1/ elle pointe du doigt le fait que les questions de survie sont d'abord et fondamentalement individuelles. Pour rester dans le registre du crabe, certains organismes supportent mieux la chaleur, le froid que d'autres - c'est une évidence mais ce qui l'est moins, c'est que cela rend très difficiles (à mon sens impossibles) les conversations générales sur la survie... ou sur l'insécurité. Chacun n'a pas les mêmes seuils, la même endurance, ni les mêmes normes.
Toute conversation générale sur tel ou tel risque tend à oublier cela. Et à titre d'exemple, les posts sur les évacuations avec les bébés, à mon sens très bien vus, montrent combien on oublie combien certaines situations individuelles / familiales modifient complètement la donne.

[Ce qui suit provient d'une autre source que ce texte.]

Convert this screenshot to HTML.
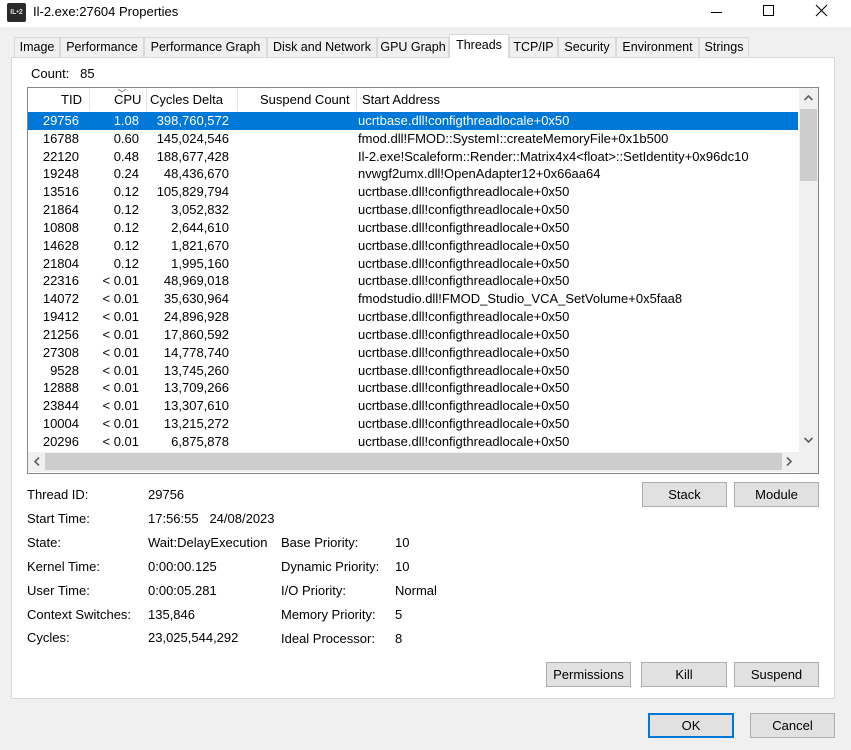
<!DOCTYPE html>
<html><head><meta charset="utf-8"><style>
*{box-sizing:border-box;margin:0;padding:0}
body{width:851px;height:750px;background:#f0f0f0;font-family:"Liberation Sans",sans-serif;font-size:13px;color:#000;position:relative;overflow:hidden}
.a{position:absolute;white-space:nowrap}
.title{left:0;top:0;width:851px;height:27px;background:#fff}
.tab{position:absolute;top:37px;height:20px;border:1px solid #d9d9d9;border-bottom:none;background:#f0f0f0;padding:2px 0 0 0;text-align:center;font-size:12.5px;white-space:nowrap}
.panel{left:11px;top:57px;width:824px;height:642px;background:#fff;border:1px solid #d9d9d9}
.list{left:27px;top:87px;width:792px;height:387px;border:1px solid #828790;background:#fff;overflow:hidden}
.hdr{position:absolute;top:0;height:23px;left:0;width:770px}
.hc{position:absolute;top:4px}
.dv{position:absolute;top:0;width:1px;height:23px;background:#e5e5e5}
.row{position:absolute;left:0;width:770px;height:18px}
.row span{position:absolute;top:1px}
.sel{background:#0078d7;color:#fff}
.btn{position:absolute;height:25px;background:#e1e1e1;border:1px solid #adadad;text-align:center;line-height:23px}
.lb{position:absolute;white-space:nowrap}
</style></head><body>
<div class="a title"></div>
<div class="a" style="left:7px;top:3px;width:19px;height:19px;background:#2a2a2a;border-radius:2px;color:#ddd;font-size:7px;line-height:19px;text-align:center;font-weight:bold">IL•2</div>
<div class="a" style="left:33px;top:4px;font-size:13px">Il-2.exe:27604 Properties</div>
<div class="a" style="left:711px;top:12px;width:11px;height:1px;background:#000"></div>
<div class="a" style="left:763px;top:5px;width:11px;height:11px;border:1px solid #000"></div>
<svg class="a" style="left:815px;top:4px" width="13" height="13"><path d="M1 1L12 12M12 1L1 12" stroke="#000" stroke-width="1.1"/></svg>

<div class="a panel"></div>
<div class="tab" style="left:14px;width:46px">Image</div>
<div class="tab" style="left:60px;width:84px">Performance</div>
<div class="tab" style="left:144px;width:123px">Performance Graph</div>
<div class="tab" style="left:267px;width:110px">Disk and Network</div>
<div class="tab" style="left:377px;width:72px">GPU Graph</div>
<div class="tab" style="left:449px;top:34px;height:24px;width:60px;background:#fff;padding-top:3px">Threads</div>
<div class="tab" style="left:509px;width:49px">TCP/IP</div>
<div class="tab" style="left:558px;width:58px">Security</div>
<div class="tab" style="left:616px;width:83px">Environment</div>
<div class="tab" style="left:699px;width:50px">Strings</div>

<div class="a" style="left:31px;top:66px">Count:&nbsp;&nbsp; 85</div>

<div class="a list">
<div class="hdr">
<span class="hc" style="right:716px">TID</span>
<div class="dv" style="left:61px"></div>
<span class="hc" style="left:86px">CPU</span>
<svg class="a" style="left:89px;top:0" width="10" height="5"><path d="M1 1L5 4L9 1" stroke="#888" fill="none"/></svg>
<div class="dv" style="left:118px"></div>
<span class="hc" style="left:122px">Cycles Delta</span>
<div class="dv" style="left:209px"></div>
<span class="hc" style="left:232px">Suspend Count</span>
<div class="dv" style="left:328px"></div>
<span class="hc" style="left:334px">Start Address</span>
</div>
<div id="rows"></div>
<div class="a" style="left:771px;top:0;width:19px;height:364px;background:#f0f0f0"></div>
<div class="a" style="left:772px;top:21px;width:17px;height:72px;background:#cdcdcd"></div>
<svg class="a" style="left:775px;top:6px" width="11" height="8"><path d="M1.5 6L5.5 2L9.5 6" stroke="#606060" stroke-width="1.6" fill="none"/></svg>
<svg class="a" style="left:775px;top:348px" width="11" height="8"><path d="M1.5 2L5.5 6L9.5 2" stroke="#606060" stroke-width="1.6" fill="none"/></svg>
<div class="a" style="left:0;top:364px;width:771px;height:20px;background:#f0f0f0"></div>
<div class="a" style="left:17px;top:365px;width:737px;height:17px;background:#cdcdcd"></div>
<svg class="a" style="left:5px;top:368px" width="8" height="11"><path d="M6 1.5L2 5.5L6 9.5" stroke="#606060" stroke-width="1.6" fill="none"/></svg>
<svg class="a" style="left:757px;top:368px" width="8" height="11"><path d="M2 1.5L6 5.5L2 9.5" stroke="#606060" stroke-width="1.6" fill="none"/></svg>
<div class="a" style="left:771px;top:364px;width:19px;height:21px;background:#f0f0f0"></div>
</div>

<div class="lb" style="left:27px;top:487px">Thread ID:</div><div class="lb" style="left:148px;top:487px">29756</div>
<div class="lb" style="left:27px;top:511px">Start Time:</div><div class="lb" style="left:148px;top:511px">17:56:55&nbsp;&nbsp; 24/08/2023</div>
<div class="lb" style="left:27px;top:535px">State:</div><div class="lb" style="left:148px;top:535px">Wait:DelayExecution</div>
<div class="lb" style="left:27px;top:559px">Kernel Time:</div><div class="lb" style="left:148px;top:559px">0:00:00.125</div>
<div class="lb" style="left:27px;top:583px">User Time:</div><div class="lb" style="left:148px;top:583px">0:00:05.281</div>
<div class="lb" style="left:27px;top:607px">Context Switches:</div><div class="lb" style="left:148px;top:607px">135,846</div>
<div class="lb" style="left:27px;top:630px">Cycles:</div><div class="lb" style="left:148px;top:630px">23,025,544,292</div>
<div class="lb" style="left:281px;top:535px">Base Priority:</div><div class="lb" style="left:395px;top:535px">10</div>
<div class="lb" style="left:281px;top:559px">Dynamic Priority:</div><div class="lb" style="left:395px;top:559px">10</div>
<div class="lb" style="left:281px;top:583px">I/O Priority:</div><div class="lb" style="left:395px;top:583px">Normal</div>
<div class="lb" style="left:281px;top:607px">Memory Priority:</div><div class="lb" style="left:395px;top:607px">5</div>
<div class="lb" style="left:281px;top:631px">Ideal Processor:</div><div class="lb" style="left:395px;top:631px">8</div>

<div class="btn" style="left:642px;top:482px;width:85px">Stack</div>
<div class="btn" style="left:734px;top:482px;width:85px">Module</div>
<div class="btn" style="left:546px;top:662px;width:85px">Permissions</div>
<div class="btn" style="left:641px;top:662px;width:86px">Kill</div>
<div class="btn" style="left:734px;top:662px;width:85px">Suspend</div>
<div class="btn" style="left:648px;top:713px;width:86px;border:2px solid #0078d7;line-height:21px">OK</div>
<div class="btn" style="left:750px;top:713px;width:85px">Cancel</div>

<script>
var d=[["29756","1.08","398,760,572","ucrtbase.dll!configthreadlocale+0x50"],
["16788","0.60","145,024,546","fmod.dll!FMOD::SystemI::createMemoryFile+0x1b500"],
["22120","0.48","188,677,428","Il-2.exe!Scaleform::Render::Matrix4x4<float>::SetIdentity+0x96dc10"],
["19248","0.24","48,436,670","nvwgf2umx.dll!OpenAdapter12+0x66aa64"],
["13516","0.12","105,829,794","ucrtbase.dll!configthreadlocale+0x50"],
["21864","0.12","3,052,832","ucrtbase.dll!configthreadlocale+0x50"],
["10808","0.12","2,644,610","ucrtbase.dll!configthreadlocale+0x50"],
["14628","0.12","1,821,670","ucrtbase.dll!configthreadlocale+0x50"],
["21804","0.12","1,995,160","ucrtbase.dll!configthreadlocale+0x50"],
["22316","< 0.01","48,969,018","ucrtbase.dll!configthreadlocale+0x50"],
["14072","< 0.01","35,630,964","fmodstudio.dll!FMOD_Studio_VCA_SetVolume+0x5faa8"],
["19412","< 0.01","24,896,928","ucrtbase.dll!configthreadlocale+0x50"],
["21256","< 0.01","17,860,592","ucrtbase.dll!configthreadlocale+0x50"],
["27308","< 0.01","14,778,740","ucrtbase.dll!configthreadlocale+0x50"],
["9528","< 0.01","13,745,260","ucrtbase.dll!configthreadlocale+0x50"],
["12888","< 0.01","13,709,266","ucrtbase.dll!configthreadlocale+0x50"],
["23844","< 0.01","13,307,610","ucrtbase.dll!configthreadlocale+0x50"],
["10004","< 0.01","13,215,272","ucrtbase.dll!configthreadlocale+0x50"],
["20296","< 0.01","6,875,878","ucrtbase.dll!configthreadlocale+0x50"]];
var h="";d.forEach(function(r,i){var t=24+i*17.83;
h+='<div class="row'+(i==0?' sel':'')+'" style="top:'+t+'px"><span style="right:719px">'+r[0]+'</span><span style="right:659px">'+r[1]+'</span><span style="right:569px">'+r[2]+'</span><span style="left:330px">'+r[3].replace(/</g,'&lt;').replace(/>/g,'&gt;')+'</span></div>';});
document.getElementById('rows').innerHTML=h;
</script>
</body></html>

2/ Du coup, "connais-toi toi même",
c'est aux individus de connaître leurs propres "seuils", et d'être à même de qualifier ce qui est pour eux la zone de danger.... Là encore c'est évident, mais si je ne me trompe pas, notre société fonctionne en permanence exactement à l'inverse de cette démarche en suivant deux tendances d'ailleurs étonnamment contradictoires :
- la démarche ordinaire est "si les autres le font, je dois pouvoir le faire aussi".
- le constat du dépassement d'un seuil est en général considéré comme relevant des pouvoirs publics. C'est le cas avec l'insécurité (classement en "zone sensible"), avec les catastrophes naturelles ("arrêté" constant l'état de catastrophe naturelle), avec la météo (déclenchement du plan canicule, annonce d'un risque d'avalanche...)
Pourtant, dans tous ces exemples, il est EVIDENT la réalité de la situation n'est évidemment pas la même selon les individus. Et il est évident aussi que l'appréciation de la situation par les pouvoirs publics n'indique... que le point de vue des pouvoirs publics et donc relève d'une échelle qui n'est pas, ne peut pas être et ne doit pas être la nôtre.
Cela implique de
réévaluer l'ensemble des risques à l'échelle individuelle. Ne pas attendre que le présentateur débile de la météo à la télé dise : attention, il y a une canicule pour protéger du soleil sa grand mère de 80 ans ou pour même pour reporter (ou décaler en début de matinée) une rando en plein cagnard. Ne pas conclure que "Une telle une telle et une telle sont rentrées à minuit des tas de fois pas ce chemin et il ne leur et rien arrivé. Marie est idiote d'avoir peur" : peut-être bien que Marie a raison.
A l'inverse, quand il y a un drapeau "risque d'avalanche", ne pas conclure que "oui, mais tout le monde y va" fait que c'est sans risque... "Tout le monde" est très doué pour faire, dire et raconter des conneries. Et quand il y a un risque de canicule, ne pas conclure que si tout le monde va à la rando, je peux bien le faire aussi...
Bref, ton exemple nous dit de
nous écouter.3/ Enfin, ton analogie avec le crabe me plaît enfin beaucoup parce qu'elle montre qu'il faut être très attentif aux "signaux faibles".
En revanche, et quand je parlais des questions soulevées par cette analogie, c'est à cela que je pensais,
l'analogie ne nous dit rien sur la réaction à adopter face au signaux faibles. Une simple élévation de température peut très bien ne rien vouloir dire... pour en décrypter le sens (la tendance), il faut une analyse du contexte et pour cela à la fois une très bonne information sur le contexte (présent et passé) et les moyens de comprendre cette information.
Si le crabe avait une meilleure compréhension du contexte (depuis sa rencontre avec une épuisette jusqu'au doux contact d'une main d'homme dans le décor d'une cuisine), je suis sûr qu'il sauterait fissa hors de la casserole, même froide...
Là où je ne rejoins donc pas tout-à-fait ton propos, c'est sur l'idée de multiplier les signaux faibles par deux ou par trois pour réagir par anticipation. Oui avec une multiplication de cet ordre, il est en effet très probable que l'on dépasse un seuil mais la question de probabilité pratique que se produise une telle multiplication est difficile à éluder.
Pour moi, l'analyse de cette probabilité implique de lire, vraiment, se former et s'informer, vraiment. C'est à dire : ni en images, ni à la télé, ni en deux minutes. Oui c'est long, oui, c'est fatigant, oui c'est difficile et oui, cela rend les conversations relativement impossibles avec son entourage.
... du coup, parfois, je me demande si le crabe n'a pas raison. Sa vie est plus courte, mais plus simple.